In 2010, the U.S. Food and Drug Administration (FDA) approved Botox, Xeomin and other botulin toxin treatments like Dysport and Mybloc for treating migraines. Since then, even more research has come out supporting just how beneficial and effective they are for helping to manage chronic migraines. A more recent study on Xeomin that looked at migraine episode frequency as well as pain medication intake showed that 73% of migraine patients saw a >50% reduction in the frequency of episodes. Of those who experienced a decrease in frequency also reported a decrease in drug intake by approximately 50% after 2 years of Xeomin treatments. The study also showed that Xeomin had beneficial impacts on patients who experience other types of migraines including isolated episodic disabling migraines, medication overuse headaches, and tension-type headaches (Ion I, 2018).
What to Expect from Treatments
Typically, both Botox and Xeomin treatments last between 20 – 40 minutes and are minimally invasive, requiring no down time and minimal recovery. While some pain or swelling at the injection site can be expected, most people return to regular activities immediately following their appointment.

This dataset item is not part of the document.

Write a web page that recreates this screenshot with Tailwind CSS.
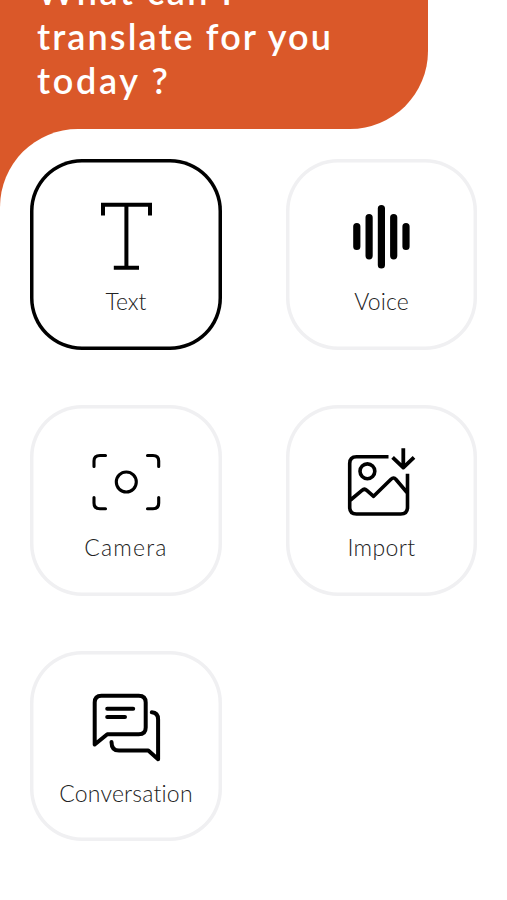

While it may take up to 4 weeks and routine injections to see optimal benefits, most people experience reduction in their migraine or headache symptoms after the first treatment. After the second treatment, Xeomin has been seen to prevent up to 9 migraine days a month (Basel, 2020).
It is important to know that both Botox and Xeomin are temporary treatments and may not stop migraine episodes entirely. In some cases, patients reported a complete cessation of migraines and were able to discontinue treatments. For others, routine injections may be required to maintain symptom relief. Repeat treatments are recommended every 12 weeks.
Would I Benefit from Botox or Xeomin for Chronic Migraines?
Treatments are typically recommended for qualifying adults over the age of 18 who experience chronic migraines. Botox or Xeomin therapies are most beneficial for those who:
- Have tried other prophylactic interventions including pharmacotherapy, behavioral therapy, or physical therapy without symptom improvement
- Experiences 15 or more tension headaches or migraines over the course of 3 months
- Have tried other migraine-preventative medications without symptom improvement
Neither Botox nor Xeomin is recommended for those who are pregnant or breastfeeding. It’s also important to do your own research and to thoroughly discuss with your healthcare provider whether Botox or Xeomin is the right treatment for you. To learn about the pros and cons of botulinum toxin type A treatments, read more about Everything You Need to Know About Botox and Xeomin.
Ion I, Renard D, Le Floch A, De Verdal M, Bouly S, Wacongne A, Lozza A, Castelnovo G. Monocentric Prospective Study into the Sustained Effect of Incobotulinumtoxin A (XEOMIN®) Botulinum Toxin in Chronic Refractory Migraine. Toxins (Basel). 2018 Jun 1;10(6):221. doi: 10.3390/toxins10060221. PMID: 29857565; PMCID: PMC6024863.
Becker WJ. Botulinum Toxin in the Treatment of Headache. Toxins (Basel). 2020 Dec 17;12(12):803. doi: 10.3390/toxins12120803. PMID: 33348571; PMCID: PMC7766412.